A Writer at War

 A Writer at War: A Soviet Journalist With the Red Army, 1941 - 1945, by Vasily Grossman, edited by Antony Beevor and Luba Vinogradova

Wow, this book packs a whole lot into what looks like a medium paperback.  It took me much longer to read than I thought it would!

Over a year ago, I read a biography of the writer and journalist Vasily Grossman, and this was next on the list of his works that I want to read.   Grossman was attached to the Red Army as a journalist throughout World War II, and he always wanted to be on the front lines.  He was present for the early days of the invasion, the Battle of Moscow, most of the Battle of Stalingrad, the Battle of Kursk, and for much of the Soviet advance through Germany and Berlin.  

This book collects Grossman's notes taken down in real time; it does not reprint the articles he wrote for the Krasnaya Zvezda (Red Star) newspaper.  The editors give context to the notes, telling us what's going on and who everybody is.  The notes make up about 75 - 80% of the book, I suppose.  They are descriptions of the action, personal stories about the people Grossman meets, and interviews with officers.  We also see him constantly worrying about his mother; she lived in Bialystok, which was ravaged by the invading Germans.  Grossman was pretty sure his mother had been killed in the mass murder of the city's large Jewish population, but he couldn't find out for certain for over three years.  The Soviet government did not like to document Jewish deaths separately as a special phenomenon, and they simply didn't let the news of Bialystok get very far. 

Grossman's articles were popular and highly regarded, because he always put in a lot of personal stories and touches.  He also admired the front-line soldiers greatly and praised their courage and self-sacrifice.  In fact, he was rather too idealistic about the front-line men; during the push through Germany, he's clearly trying to blame the following soldiers for the horrific crimes perpetrated on German girls and women, and eventually he figures it out.
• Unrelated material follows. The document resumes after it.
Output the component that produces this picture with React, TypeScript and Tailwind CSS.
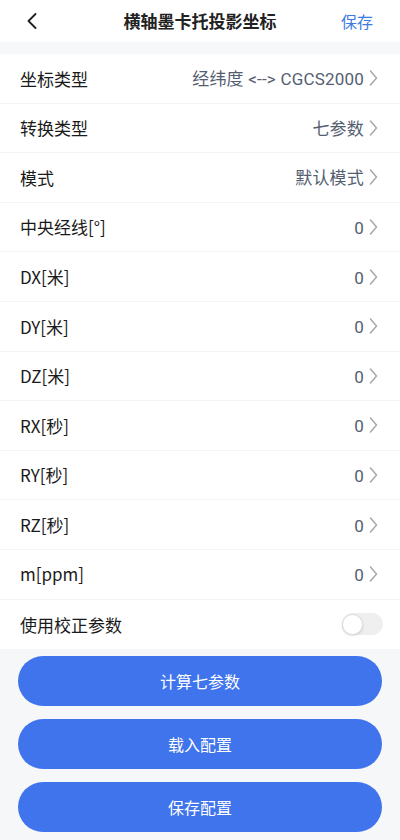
type Row = { label: string; value?: string };

const rows: Row[] = [
  { label: '坐标类型', value: '经纬度 <--> CGCS2000' },
  { label: '转换类型', value: '七参数' },
  { label: '模式', value: '默认模式' },
  { label: '中央经线[°]', value: '0' },
  { label: 'DX[米]', value: '0' },
  { label: 'DY[米]', value: '0' },
  { label: 'DZ[米]', value: '0' },
  { label: 'RX[秒]', value: '0' },
  { label: 'RY[秒]', value: '0' },
  { label: 'RZ[秒]', value: '0' },
  { label: 'm[ppm]', value: '0' },
];

function Chevron() {
  return (
    <svg width="9" height="16" viewBox="0 0 9 16" fill="none" className="shrink-0">
      <polyline points="1.5,1 7.5,8 1.5,15" stroke="#a8a8a8" strokeWidth="1.5" strokeLinecap="round" strokeLinejoin="round" />
    </svg>
  );
}

export default function App() {
  return (
    <div
      className="flex h-[840px] w-[400px] flex-col bg-[#f6f7f9] text-[#1a1a1a]"
      style={{ fontFamily: '"Noto Sans CJK SC", "Noto Sans", sans-serif' }}
    >
      <header className="relative flex h-[42px] items-center justify-between bg-white pl-[27px] pr-[27px]">
        <svg width="10" height="16" viewBox="0 0 10 16" fill="none">
          <polyline points="8.5,1 1.5,8 8.5,15" stroke="#1f1f1f" strokeWidth="1.8" strokeLinecap="round" strokeLinejoin="round" />
        </svg>
        <h1 className="absolute left-1/2 -translate-x-1/2 text-[17px] font-bold text-[#222]">横轴墨卡托投影坐标</h1>
        <span className="text-[16px] text-[#3d7be0]">保存</span>
      </header>

      <div className="mt-[12px] bg-white">
        {rows.map((r) => (
          <div
            key={r.label}
            className="flex h-[49.6px] items-center justify-between border-b border-[#f4f4f4] pl-5 pr-[22px]"
          >
            <span className="text-[17px]">{r.label}</span>
            <span className="flex items-center gap-[5px] font-['Roboto','Noto_Sans_CJK_SC',sans-serif] text-[17px] leading-[24px] tracking-[0.2px] text-[#545e70]">
              <span className="pt-[2px]">{r.value}</span>
              <Chevron />
            </span>
          </div>
        ))}
        <div className="flex h-[49.6px] items-center justify-between pl-5 pr-[17px]">
          <span className="text-[17px]">使用校正参数</span>
          <div className="flex h-[22px] w-[41px] items-center rounded-full bg-[#efefef]">
            <div className="h-[21px] w-[21px] rounded-full border border-[#dcdcdc] bg-white shadow-sm" />
          </div>
        </div>
      </div>

      <div className="flex flex-col gap-[13px] px-[18px] pt-[7px]">
        {['计算七参数', '载入配置', '保存配置'].map((t) => (
          <button
            key={t}
            className="h-[50px] rounded-full bg-[#3f74ec] text-[16px] text-white"
          >
            {t}
          </button>
        ))}
      </div>
    </div>
  );
}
One final article, Grossman's most famous, is reprinted in full; it's a detailed description of the death camp of Treblinka and how it worked.  It's an amazing article, and something that everyone should read on its own.

After the war, Grossman's career was difficult; he was both too honest and too Jewish for Stalin and Khrushchev.  He was never arrested, but he could barely get published, and his magnum opus was confiscated entirely.  It survived because of an extra manuscript he'd given a friend, which languished in a dacha for years before being found and sent to the West for publishing.

This was an excellent book to read; although its mostly notes, it gives immediate and vivid impressions of some of the most important events in the Soviet theater.